While the grant doesn't directly change your heat pump size, it makes properly designed systems much more affordable. A good installer will size the heat pump based on a heat loss survey and handle the BUS paperwork for you. Scotland and Northern Ireland have separate schemes, so always check the latest local support available in your region.
Why You Need an MCS Heat Loss Survey
For BUS funding and most reputable installations, an MCS-compliant heat loss calculation is mandatory. The survey looks at every room in your home: floor area, wall construction, glazing, ventilation, roof type and more. From this, the designer calculates how many kilowatts of heat you need at the design temperature and chooses a heat pump model and emitter upgrades to match.
This process may feel detailed, but it protects you from guesswork and ensures your system is sized for real-world conditions, not optimistic assumptions.
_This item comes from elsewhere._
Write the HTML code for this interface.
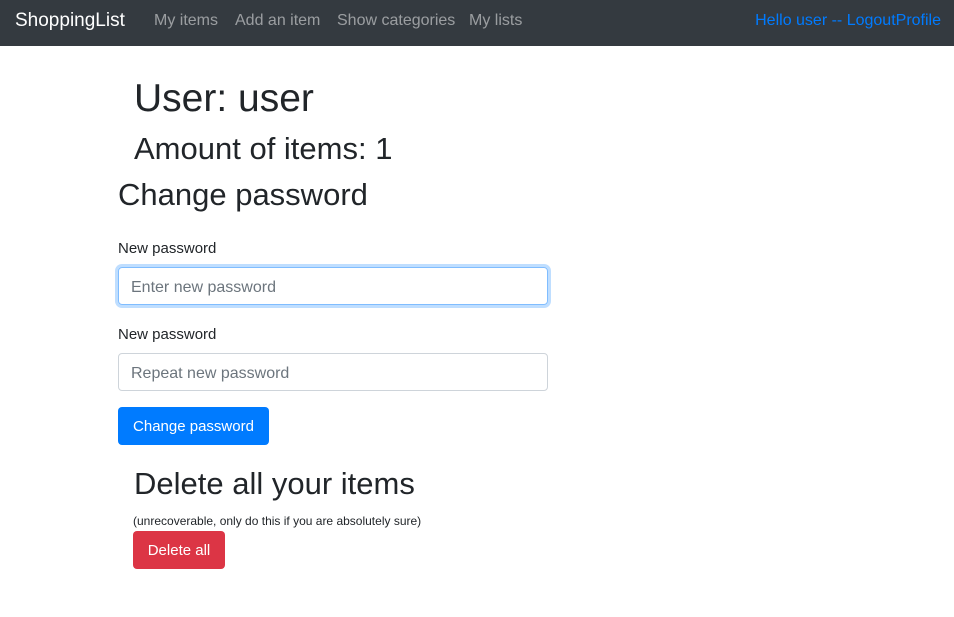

If an installer is prepared to quote without a proper survey, that's a red flag. Ask to see the heat loss report and make sure you understand the key numbers: the design heat loss in kW and the chosen flow temperature.
Estimate Your Heat Pump Size in Minutes
Our free heat pump size calculator uses your property type, floor area, insulation level and region to suggest a sensible kW range for a UK home. It's not a replacement for a full MCS survey, but it's a powerful way to sanity-check quotes and understand what to expect before you speak to installers.
Use the Heat Pump Size CalculatorNext Steps for UK Homeowners
Start by using an online calculator to get a ballpark kW range, then speak to one or more MCS-accredited installers about a full heat loss survey. Ask how your existing radiators will perform at lower flow temperatures and whether any upgrades are recommended. Finally, confirm BUS grant eligibility and total installed cost. A well-sized heat pump can provide steady, comfortable warmth with lower carbon emissions for many years—getting the sizing right is the foundation for a successful project.